Si l'un quelconque des crimes mentionnés à l'article premier est commis, les dispositions de la présente Convention s'appliqueront aux représentants de l'autorité de l'Etat et aux particuliers qui y participeraient en tant qu'auteurs ou en tant que complices, ou qui se rendraient coupables d'incitation directe à la perpétration de l'un quelconque de ces crimes, ou qui participeraient à une entente en vue de le commettre, quel que soit son degré d'exécution, ainsi qu'aux représentants de l'autorité de l'Etat qui toléreraient sa perpétration.

Article III

Les Etats parties à la présente Convention s'engagent à adopter toutes les mesures internes, d'ordre législatif ou autre, qui seraient nécessaire en vue de permettre l'extradition, conformément au droit international, des personnes visées par l'article II de la présente Convention.

Article IV

Les Etats parties à la présente Convention s'engagent à prendre, conformément à leurs procédures constitutionnelles, toutes mesures législatives ou autres qui seraient nécessaires pour assurer l'imprescriptibilité des crimes visés aux articles premier et II de la présente Convention, tant en ce qui concerne les poursuites qu'en ce qui concerne la peine; là où une prescription existerait en la matière, en vertu de la loi ou autrement, elle sera abolie.

Article V

La présente Convention sera jusqu'au 31 décembre 1969 ouverte à la signature de tout Etat Membre de l'Organisation des Nations Unies ou membre de l'une quelconque de ses institutions spécialisées ou membre de l'Agence internationale de l'énergie atomique, de tout Etat partie au Statut de la Cour internationale de Justice, ainsi que de tout autre Etat invité par l'Assemblée générale de l'Organisation des Nations Unies à devenir partie à la présente Convention.

Article VI

La présente Convention est sujette à ratification et les instruments de ratification seront déposés auprès du Secrétaire général de l'Organisation des Nations Unies.

93

Article VII

La présente Convention sera ouverte à l'adhésion de tout Etat visé à l'article V. Les instruments d'adhésion seront déposés auprès du Secrétaire général de l'Organisation des Nations Unies.

Article VIII

1. La présente Convention entrera en vigueur le quatre-vingt-dixième jour qui suivra la date du dépôt auprès du Secrétaire général de l'Organisation des Nations Unies du dixième instrument de ratification ou d'adhésion.
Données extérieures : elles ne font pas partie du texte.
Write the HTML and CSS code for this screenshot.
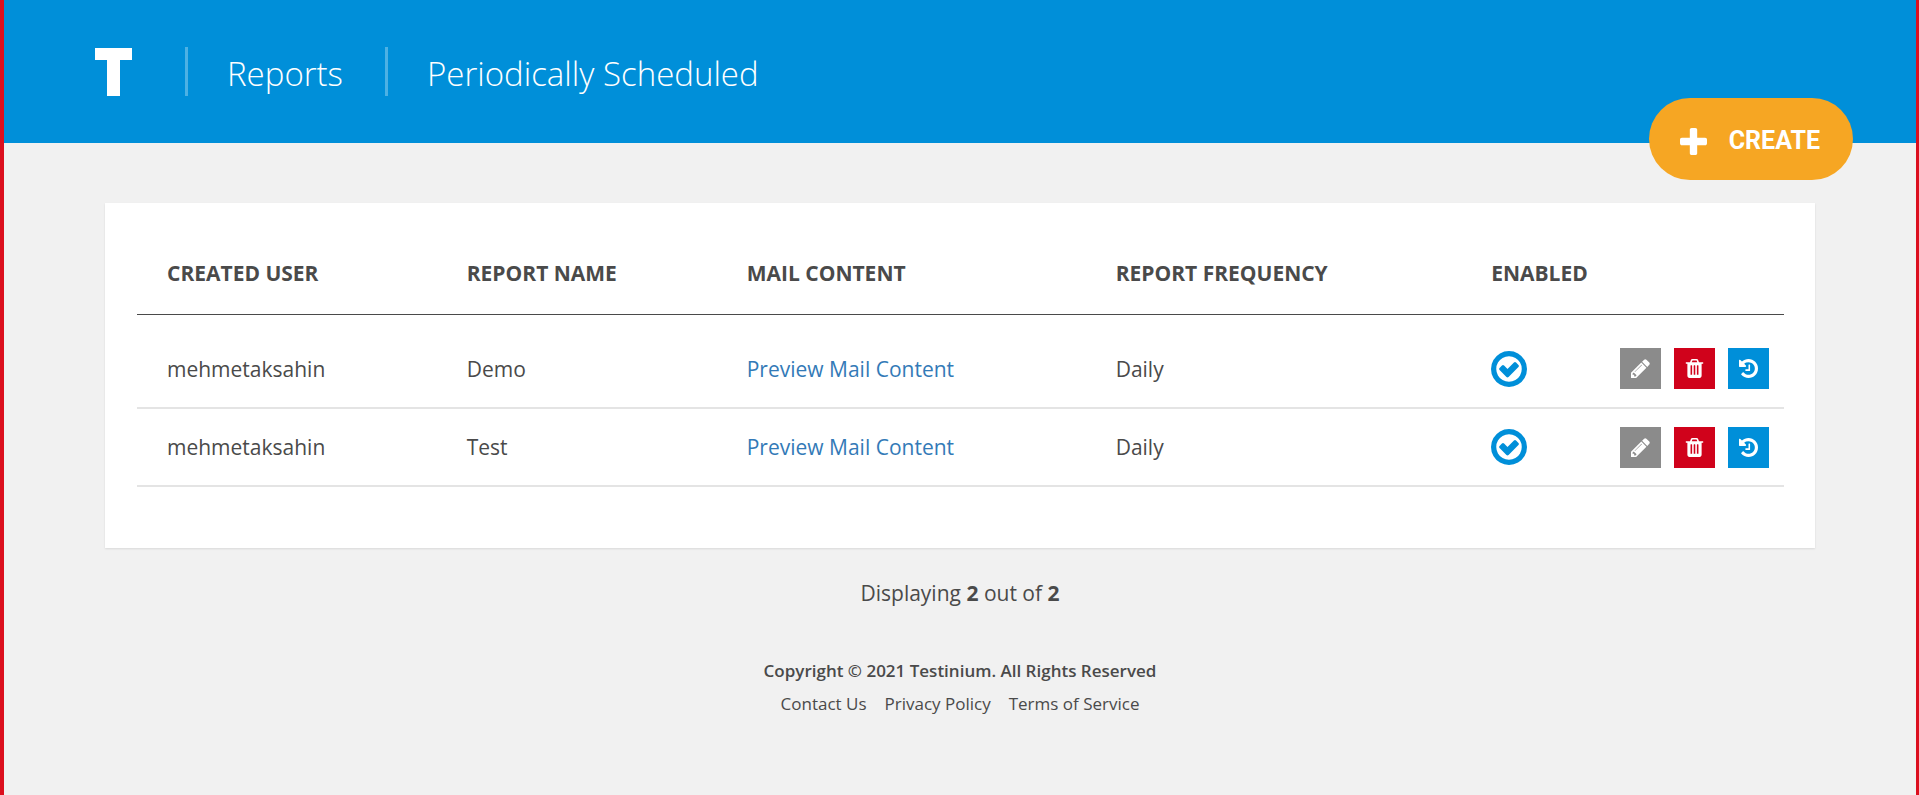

2. Pour chacun des Etats qui ratifieront la présente Convention ou y adhéreront après le dépôt du dixième instrument de ratification ou d'adhésion, ladite Convention entrera en vigueur le quatre-vingt-dixième jour après la date du dépôt par cet Etat de son instrument de ratification ou d'adhésion.

Article IX

1. Après l'expiration d'une période de dix ans à partir de la date à laquelle la présente Convention entrera en vigueur, une demande de révision de la Convention peut être formulée, en tout temps, par toute Partie contractante, par voie de notification écrite adressée au Secrétaire général de l'Organisation des Nations Unies.
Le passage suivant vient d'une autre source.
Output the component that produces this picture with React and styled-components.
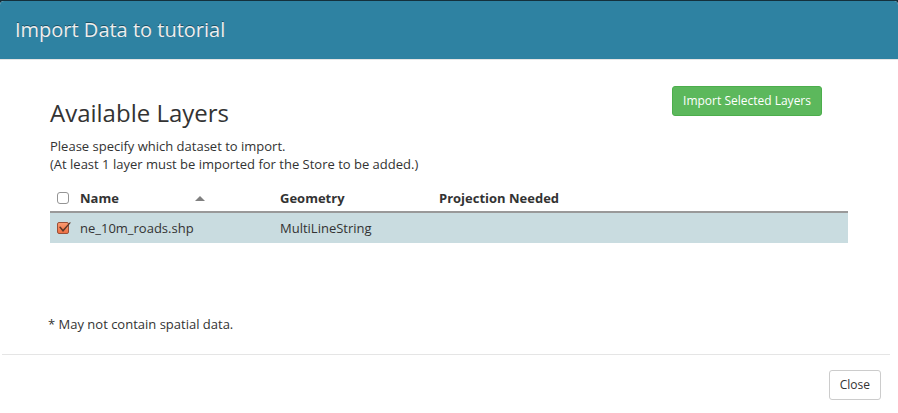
import React, { useState } from "react";
import styled, { createGlobalStyle } from "styled-components";

const GlobalStyle = createGlobalStyle`
  *, *::before, *::after { box-sizing: border-box; }
  body {
    margin: 0;
    background: #fff;
    color: #333;
    font: 13px/18px "Open Sans", "Noto Sans", sans-serif;
  }
`;

const Page = styled.div`
  background: #14303c;
  padding-top: 1px;
`;

const Dialog = styled.section`
  background: #fff;
  border-radius: 4px 4px 0 0;
`;

const Header = styled.header`
  padding: 14px 15px;
  background: #2e82a2;
  border-bottom: 1px solid #e5e5e5;
  border-radius: 4px 4px 0 0;
`;

const Title = styled.h1`
  margin: 0;
  color: #eee;
  font-size: 20px;
  font-weight: 400;
  line-height: 30px;
  text-shadow: 0 -1px 0 rgba(0, 0, 0, 0.4);
`;

const Body = styled.main`
  padding: 26px 50px 21px;
`;

const Intro = styled.div`
  display: flex;
  justify-content: space-between;
  align-items: flex-start;
  padding-right: 26px;
`;

const Heading = styled.h2`
  margin: 12px 0 9px;
  font-size: 24px;
  font-weight: 400;
  line-height: 30px;
`;

const Text = styled.p`
  margin: 0;
`;

const Button = styled.button`
  height: 30px;
  padding: 0 10px;
  border: 1px solid ${(p) => (p.$primary ? "#4cae4c" : "#ccc")};
  border-radius: 3px;
  background: ${(p) => (p.$primary ? "#5cb85c" : "#fff")};
  color: ${(p) => (p.$primary ? "#fff" : "#333")};
  font: 12px/18px "Open Sans", "Noto Sans", sans-serif;
  white-space: nowrap;
  cursor: pointer;
`;

const Table = styled.table`
  width: 100%;
  margin-top: 12px;
  border-collapse: separate;
  border-spacing: 0;
  table-layout: fixed;
  text-align: left;
`;

const HeadCell = styled.th`
  width: ${(p) => p.$width || "auto"};
  height: 28px;
  padding: 0;
  border-bottom: 2px solid #999;
  font-weight: 700;
`;

const Cell = styled.td`
  height: 30px;
  padding: 0;
  background: #c9dce0;
`;

const Sortable = styled.div`
  display: flex;
  align-items: center;
  justify-content: space-between;
  padding-right: 75px;
`;

const Tick = styled.label`
  display: grid;
  width: 16px;
  height: 14px;
  margin-left: 6px;
  > * { grid-area: 1 / 1; }
`;

const TickInput = styled.input`
  appearance: none;
  width: 12px;
  height: 12px;
  margin: 1px;
  border: 1px solid #949494;
  border-radius: 3px;
  background: #fff;
  &:checked {
    border-color: #9a5038;
    border-radius: 2px;
    background: linear-gradient(#fa9a70, #ed7044);
  }
`;

const TickMark = styled.svg`
  pointer-events: none;
`;

const Note = styled.p`
  margin: 72px -2px 0;
`;

const Footer = styled.footer`
  display: flex;
  justify-content: flex-end;
  margin: 0 8px 0 2px;
  padding: 15px 9px 13px;
  border-top: 1px solid #e5e5e5;
`;

function Checkbox({ label, checked, onChange }) {
  return (
    <Tick>
      <TickInput type="checkbox" aria-label={label} checked={checked} onChange={onChange} />
      {checked && (
        <TickMark width="16" height="14" viewBox="0 0 16 14" aria-hidden="true">
          <path d="M3 6 4.5 5.5 7 8.5 13.5 1.5 15 1.5 7 11Z" fill="#5b3828" />
        </TickMark>
      )}
    </Tick>
  );
}

export default function App() {
  const [all, setAll] = useState(false);
  const [roads, setRoads] = useState(true);
  return (
    <>
      <GlobalStyle />
      <Page>
        <Dialog>
          <Header>
            <Title>Import Data to tutorial</Title>
          </Header>
          <Body>
            <Intro>
              <div>
                <Heading>Available Layers</Heading>
                <Text>Please specify which dataset to import.</Text>
                <Text>(At least 1 layer must be imported for the Store to be added.)</Text>
              </div>
              <Button type="button" $primary>Import Selected Layers</Button>
            </Intro>
            <Table>
              <thead>
                <tr>
                  <HeadCell $width="30px">
                    <Checkbox label="Select all layers" checked={all} onChange={() => setAll(!all)} />
                  </HeadCell>
                  <HeadCell $width="200px" aria-sort="ascending">
                    <Sortable>
                      Name
                      <svg width="10" height="5" viewBox="0 0 10 5" aria-hidden="true">
                        <path d="M0 5 5 0 10 5Z" fill="#808080" />
                      </svg>
                    </Sortable>
                  </HeadCell>
                  <HeadCell $width="159px">Geometry</HeadCell>
                  <HeadCell>Projection Needed</HeadCell>
                </tr>
              </thead>
              <tbody>
                <tr>
                  <Cell>
                    <Checkbox label="Select ne_10m_roads.shp" checked={roads} onChange={() => setRoads(!roads)} />
                  </Cell>
                  <Cell>ne_10m_roads.shp</Cell>
                  <Cell>MultiLineString</Cell>
                  <Cell />
                </tr>
              </tbody>
            </Table>
            <Note>* May not contain spatial data.</Note>
          </Body>
          <Footer>
            <Button type="button">Close</Button>
          </Footer>
        </Dialog>
      </Page>
    </>
  );
}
2. L'Assemblée générale de l'Organisation des Nations Unies statuera sur les mesures à prendre, le cas échéant, au sujet de cette demande.

Article X

1. La présente Convention sera déposée auprès du Secrétaire général de l'Organisation des Nations Unies.

2. Le Secrétaire général de l'Organisation des Nations Unies fera tenir une copie certifiée conforme à la présente Convention à tous les Etats visés à l'article V.

3. Le Secrétaire général de l'Organisation des Nations Unies informera tous les Etats visés à l'article V :

a) Des signatures apposées à la présente Convention et des instruments de ratification et d'adhésion déposés conformément aux articles V, VI et VII;

b) De la date à laquelle la présente Convention entrera en vigueur conformément à l'article VIII;

94

c) Des communications reçues conformément à l'article IX. Article XI

La présente Convention, dont les textes anglais, chinois, espagnol, français et russe font également foi, portera la date du 26 novembre 1968.

En foi de quoi, les soussignés, dûment autorisés à cet effet, ont signé la présente Convention.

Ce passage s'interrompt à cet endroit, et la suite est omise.